The hawksbill sea turtle forages near rocks or reefs in clear tropical shallows and it is particularly fond of sponges. Its absolute favorite kinds have hard silica spines on them that other animals leave strictly alone, and I would too. However, the hawksbill easily digests them, with the result that its feces appear close to the consistency of solid glass. Ouch. (National Geographic)

I have never been a particular fan of dinosaurs except in theory. (Dogs make better pets). Still, I found it interesting that there has apparently been some uncertainty about just how vicious a predator Tyranosurus Rex was, with some experts suspecting that he was acually maybe a bit of a pussycat in spite of his looks.     

Recent dental tests have strengthened that possibility by estimating the forces required to produce the bites found on unfortunate Triceratops’ bones. Using metal replicas of T. Rex teeth to munch on cow bones, scientists found that the mighty dinosaur bit no more forcefully than American alligators in our very own time. (They’re measured in newtons, not the fig ones, or Isaac either.). T.Rex come out at between 6,410 and 13,400 newtons. Contemporary American alligators can bite with a force of 13,300 newtons. Somehow, considering their larger size and appearance, not to mention their alleged roar and all, you kind of expect more from T. Rex.     

Humans? We can bite with a force of 749 newtons.  Dogs, surprisingly less, about 550 at their best. Lions, 4,168. (Washington Post)

You’ve heard of perfect pitch? That’s the ability to hear a tone and name it by its note. Not all musicians have it, but the ones who do have significantly larger left-brain regions called planum temporales. I just knew you wanted to know about that. (Washington Post)
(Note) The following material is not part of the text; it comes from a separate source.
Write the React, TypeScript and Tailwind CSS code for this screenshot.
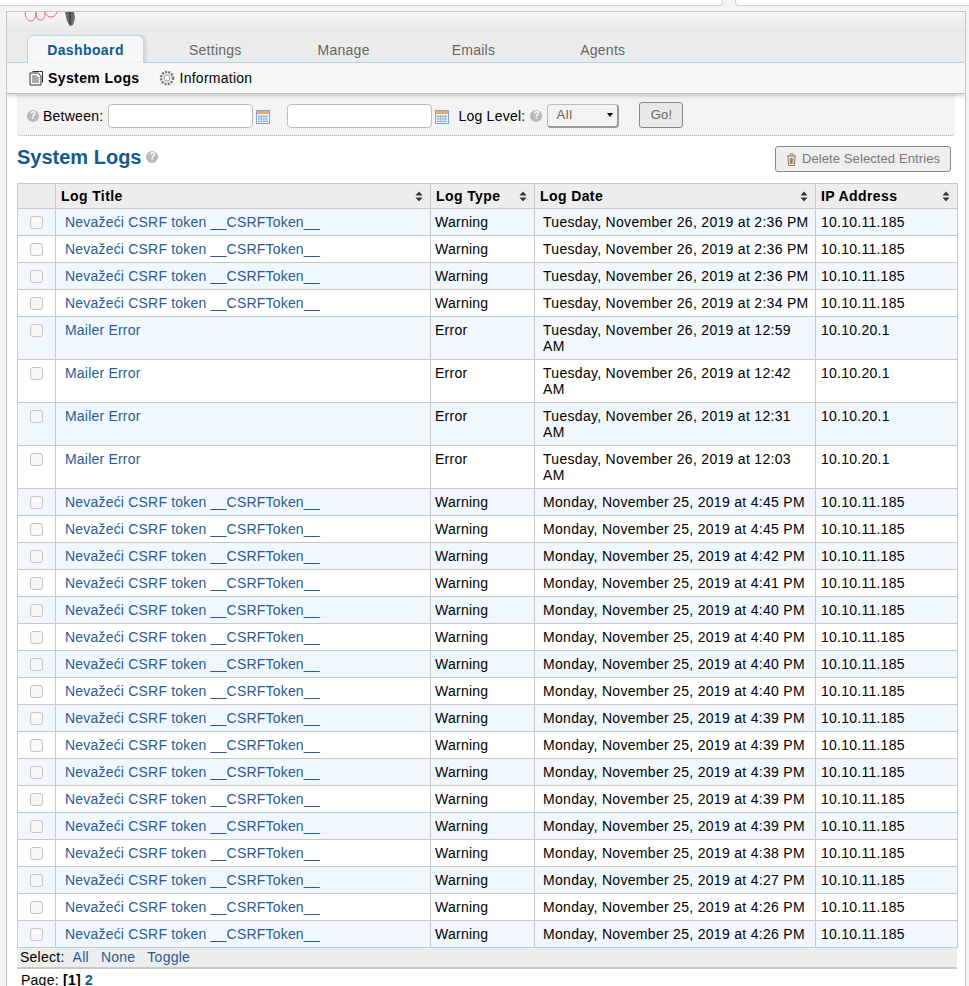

Do you have any idea how much the earth weighs? The latest estimate: slightly down from the last official estimate: 5,972 000,000,000,000,000,000 metric tons. The original estimate was 5,978 000,000,000,000,000,000 metric tons. I would assume this includes the people on the planet so maybe  recent weight-loss campaigns are beginning to have some effect. No one can be absolutely sure about all this, of course, and I believe they are still looking for a scale that is big enough to do the job right. (Cumberland Times-News)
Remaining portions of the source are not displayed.